Work required:
Write out the full listing exactly as given, minus the images.

Data segment:
---
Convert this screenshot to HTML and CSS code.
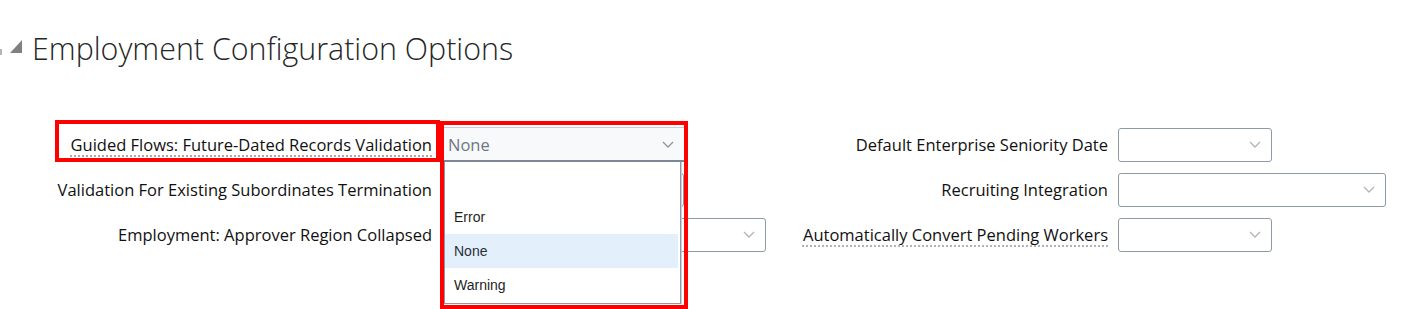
FILE: index.html
```html
<!DOCTYPE html>
<html lang="en">
<head>
<meta charset="utf-8">
<title>Employment Configuration Options</title>
<link rel="stylesheet" href="styles.css">
</head>
<body>
<div class="page">
  <div class="header">
    <span class="edge"></span>
    <span class="tri"></span>
    <h1 class="title">Employment Configuration Options</h1>
  </div>
  <div class="form">
    <div class="col col-left">
      <div class="lbl"><span class="txt dotted hl">Guided Flows: Future-Dated Records Validation</span></div>
      <div class="field">
        <div class="select focused w240">
          <span class="val">None</span>
          <svg class="chev" width="12" height="7" viewBox="0 0 12 7"><polyline points="1,1 6,6 11,1" fill="none" stroke="currentColor" stroke-width="1.3"/></svg>
        </div>
        <ul class="menu">
          <li class="item">&nbsp;</li>
          <li class="item">Error</li>
          <li class="item active">None</li>
          <li class="item">Warning</li>
        </ul>
        <div class="annot"></div>
      </div>

      <div class="lbl"><span class="txt">Validation For Existing Subordinates Termination</span></div>
      <div class="field">
        <div class="select w240">
          <span class="val"></span>
          <svg class="chev" width="12" height="7" viewBox="0 0 12 7"><polyline points="1,1 6,6 11,1" fill="none" stroke="currentColor" stroke-width="1.3"/></svg>
        </div>
      </div>

      <div class="lbl"><span class="txt">Employment: Approver Region Collapsed</span></div>
      <div class="field">
        <div class="select w322">
          <span class="val"></span>
          <svg class="chev" width="12" height="7" viewBox="0 0 12 7"><polyline points="1,1 6,6 11,1" fill="none" stroke="currentColor" stroke-width="1.3"/></svg>
        </div>
      </div>
    </div>

    <div class="col col-right">
      <div class="lbl"><span class="txt">Default Enterprise Seniority Date</span></div>
      <div class="field">
        <div class="select w154">
          <span class="val"></span>
          <svg class="chev" width="12" height="7" viewBox="0 0 12 7"><polyline points="1,1 6,6 11,1" fill="none" stroke="currentColor" stroke-width="1.3"/></svg>
        </div>
      </div>

      <div class="lbl"><span class="txt">Recruiting Integration</span></div>
      <div class="field">
        <div class="select w268">
          <span class="val"></span>
          <svg class="chev" width="12" height="7" viewBox="0 0 12 7"><polyline points="1,1 6,6 11,1" fill="none" stroke="currentColor" stroke-width="1.3"/></svg>
        </div>
      </div>

      <div class="lbl"><span class="txt dotted">Automatically Convert Pending Workers</span></div>
      <div class="field">
        <div class="select w154">
          <span class="val"></span>
          <svg class="chev" width="12" height="7" viewBox="0 0 12 7"><polyline points="1,1 6,6 11,1" fill="none" stroke="currentColor" stroke-width="1.3"/></svg>
        </div>
      </div>
    </div>
  </div>
</div>
</body>
</html>
```

FILE: styles.css
```css
* { box-sizing: border-box; }
html, body { margin: 0; padding: 0; background: #ffffff; }
body {
  font-family: "Open Sans", "Noto Sans", sans-serif;
  color: #111111;
  width: 1419px;
  height: 309px;
  overflow: hidden;
}
.page { position: relative; }

.header {
  display: flex;
  align-items: flex-start;
  padding-top: 29px;
  height: 69px;
}
.edge {
  width: 2px;
  height: 6px;
  margin-top: 20px;
  margin-right: 8px;
  background: #b5b5b5;
}
.tri {
  width: 12px;
  height: 13px;
  margin-top: 11px;
  margin-right: 10px;
  background: #808080;
  clip-path: polygon(100% 0, 100% 100%, 0 100%);
}
.title {
  margin: 0;
  font-weight: 300;
  font-size: 30.4px;
  line-height: 40px;
  color: #262626;
}

.form {
  display: flex;
  padding-top: 58px;
}
.col {
  display: grid;
  grid-auto-rows: 35px;
  row-gap: 10px;
  align-items: center;
}
.col-left {
  grid-template-columns: 432px 340px;
  column-gap: 12px;
}
.col-right {
  grid-template-columns: 324px 300px;
  column-gap: 10px;
}
.lbl {
  justify-self: end;
  font-size: 16.5px;
  line-height: 20px;
  color: #111111;
  white-space: nowrap;
}
.txt { position: relative; display: inline-block; }
.dotted {
  text-decoration-line: underline;
  text-decoration-style: dotted;
  text-decoration-color: #9a9a9a;
  text-underline-offset: 5px;
}
.hl::after {
  content: "";
  position: absolute;
  left: -16px;
  right: -8px;
  top: -15px;
  bottom: -7px;
  border: 4px solid #ff0000;
}

.field {
  position: relative;
  height: 35px;
  display: flex;
  align-items: center;
}
.select {
  height: 34px;
  display: flex;
  align-items: center;
  justify-content: space-between;
  padding: 0 10px 0 4px;
  border: 1px solid #8e9aa5;
  border-radius: 3px;
  background: #ffffff;
  color: #b4b4b4;
}
.select.focused {
  height: 35px;
  border: none;
  border-top: 1px solid #c9ced3;
  border-bottom: 2px solid #7b8893;
  border-radius: 0;
  background: #f8f9fb;
  color: #959595;
}
.val {
  font-size: 16.5px;
  color: #6f7780;
}
.chev { display: block; }
.w240 { width: 240px; }
.w322 { width: 322px; }
.w154 { width: 154px; }
.w268 { width: 268px; }

.menu {
  position: absolute;
  z-index: 2;
  left: 0;
  top: 35px;
  width: 237px;
  margin: 0;
  padding: 4px 2px 1px 0;
  list-style: none;
  background: #ffffff;
  border: 1px solid #8c99a5;
  border-top: none;
  box-shadow: 1px 0 0 #c9d0d6;
  font-family: "Liberation Sans", Arial, sans-serif;
  font-size: 14px;
  color: #1f1f1f;
}
.item {
  height: 34px;
  line-height: 34px;
  padding-left: 9px;
}
.item.active {
  background: #e3effb;
  color: #2a2f36;
}
.annot {
  position: absolute;
  z-index: 3;
  left: -4px;
  top: -6px;
  width: 248px;
  height: 188px;
  border: 4px solid #ff0000;
  pointer-events: none;
}
```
---
Reply:
Convert this screenshot to HTML and CSS code.
FILE: index.html
```html
<!DOCTYPE html>
<html lang="en">
<head>
<meta charset="utf-8">
<title>Employment Configuration Options</title>
<link rel="stylesheet" href="styles.css">
</head>
<body>
<div class="page">
  <div class="header">
    <span class="edge"></span>
    <span class="tri"></span>
    <h1 class="title">Employment Configuration Options</h1>
  </div>
  <div class="form">
    <div class="col col-left">
      <div class="lbl"><span class="txt dotted hl">Guided Flows: Future-Dated Records Validation</span></div>
      <div class="field">
        <div class="select focused w240">
          <span class="val">None</span>
          <svg class="chev" width="12" height="7" viewBox="0 0 12 7"><polyline points="1,1 6,6 11,1" fill="none" stroke="currentColor" stroke-width="1.3"/></svg>
        </div>
        <ul class="menu">
          <li class="item">&nbsp;</li>
          <li class="item">Error</li>
          <li class="item active">None</li>
          <li class="item">Warning</li>
        </ul>
        <div class="annot"></div>
      </div>

      <div class="lbl"><span class="txt">Validation For Existing Subordinates Termination</span></div>
      <div class="field">
        <div class="select w240">
          <span class="val"></span>
          <svg class="chev" width="12" height="7" viewBox="0 0 12 7"><polyline points="1,1 6,6 11,1" fill="none" stroke="currentColor" stroke-width="1.3"/></svg>
        </div>
      </div>

      <div class="lbl"><span class="txt">Employment: Approver Region Collapsed</span></div>
      <div class="field">
        <div class="select w322">
          <span class="val"></span>
          <svg class="chev" width="12" height="7" viewBox="0 0 12 7"><polyline points="1,1 6,6 11,1" fill="none" stroke="currentColor" stroke-width="1.3"/></svg>
        </div>
      </div>
    </div>

    <div class="col col-right">
      <div class="lbl"><span class="txt">Default Enterprise Seniority Date</span></div>
      <div class="field">
        <div class="select w154">
          <span class="val"></span>
          <svg class="chev" width="12" height="7" viewBox="0 0 12 7"><polyline points="1,1 6,6 11,1" fill="none" stroke="currentColor" stroke-width="1.3"/></svg>
        </div>
      </div>

      <div class="lbl"><span class="txt">Recruiting Integration</span></div>
      <div class="field">
        <div class="select w268">
          <span class="val"></span>
          <svg class="chev" width="12" height="7" viewBox="0 0 12 7"><polyline points="1,1 6,6 11,1" fill="none" stroke="currentColor" stroke-width="1.3"/></svg>
        </div>
      </div>

      <div class="lbl"><span class="txt dotted">Automatically Convert Pending Workers</span></div>
      <div class="field">
        <div class="select w154">
          <span class="val"></span>
          <svg class="chev" width="12" height="7" viewBox="0 0 12 7"><polyline points="1,1 6,6 11,1" fill="none" stroke="currentColor" stroke-width="1.3"/></svg>
        </div>
      </div>
    </div>
  </div>
</div>
</body>
</html>
```

FILE: styles.css
```css
* { box-sizing: border-box; }
html, body { margin: 0; padding: 0; background: #ffffff; }
body {
  font-family: "Open Sans", "Noto Sans", sans-serif;
  color: #111111;
  width: 1419px;
  height: 309px;
  overflow: hidden;
}
.page { position: relative; }

.header {
  display: flex;
  align-items: flex-start;
  padding-top: 29px;
  height: 69px;
}
.edge {
  width: 2px;
  height: 6px;
  margin-top: 20px;
  margin-right: 8px;
  background: #b5b5b5;
}
.tri {
  width: 12px;
  height: 13px;
  margin-top: 11px;
  margin-right: 10px;
  background: #808080;
  clip-path: polygon(100% 0, 100% 100%, 0 100%);
}
.title {
  margin: 0;
  font-weight: 300;
  font-size: 30.4px;
  line-height: 40px;
  color: #262626;
}

.form {
  display: flex;
  padding-top: 58px;
}
.col {
  display: grid;
  grid-auto-rows: 35px;
  row-gap: 10px;
  align-items: center;
}
.col-left {
  grid-template-columns: 432px 340px;
  column-gap: 12px;
}
.col-right {
  grid-template-columns: 324px 300px;
  column-gap: 10px;
}
.lbl {
  justify-self: end;
  font-size: 16.5px;
  line-height: 20px;
  color: #111111;
  white-space: nowrap;
}
.txt { position: relative; display: inline-block; }
.dotted {
  text-decoration-line: underline;
  text-decoration-style: dotted;
  text-decoration-color: #9a9a9a;
  text-underline-offset: 5px;
}
.hl::after {
  content: "";
  position: absolute;
  left: -16px;
  right: -8px;
  top: -15px;
  bottom: -7px;
  border: 4px solid #ff0000;
}

.field {
  position: relative;
  height: 35px;
  display: flex;
  align-items: center;
}
.select {
  height: 34px;
  display: flex;
  align-items: center;
  justify-content: space-between;
  padding: 0 10px 0 4px;
  border: 1px solid #8e9aa5;
  border-radius: 3px;
  background: #ffffff;
  color: #b4b4b4;
}
.select.focused {
  height: 35px;
  border: none;
  border-top: 1px solid #c9ced3;
  border-bottom: 2px solid #7b8893;
  border-radius: 0;
  background: #f8f9fb;
  color: #959595;
}
.val {
  font-size: 16.5px;
  color: #6f7780;
}
.chev { display: block; }
.w240 { width: 240px; }
.w322 { width: 322px; }
.w154 { width: 154px; }
.w268 { width: 268px; }

.menu {
  position: absolute;
  z-index: 2;
  left: 0;
  top: 35px;
  width: 237px;
  margin: 0;
  padding: 4px 2px 1px 0;
  list-style: none;
  background: #ffffff;
  border: 1px solid #8c99a5;
  border-top: none;
  box-shadow: 1px 0 0 #c9d0d6;
  font-family: "Liberation Sans", Arial, sans-serif;
  font-size: 14px;
  color: #1f1f1f;
}
.item {
  height: 34px;
  line-height: 34px;
  padding-left: 9px;
}
.item.active {
  background: #e3effb;
  color: #2a2f36;
}
.annot {
  position: absolute;
  z-index: 3;
  left: -4px;
  top: -6px;
  width: 248px;
  height: 188px;
  border: 4px solid #ff0000;
  pointer-events: none;
}
```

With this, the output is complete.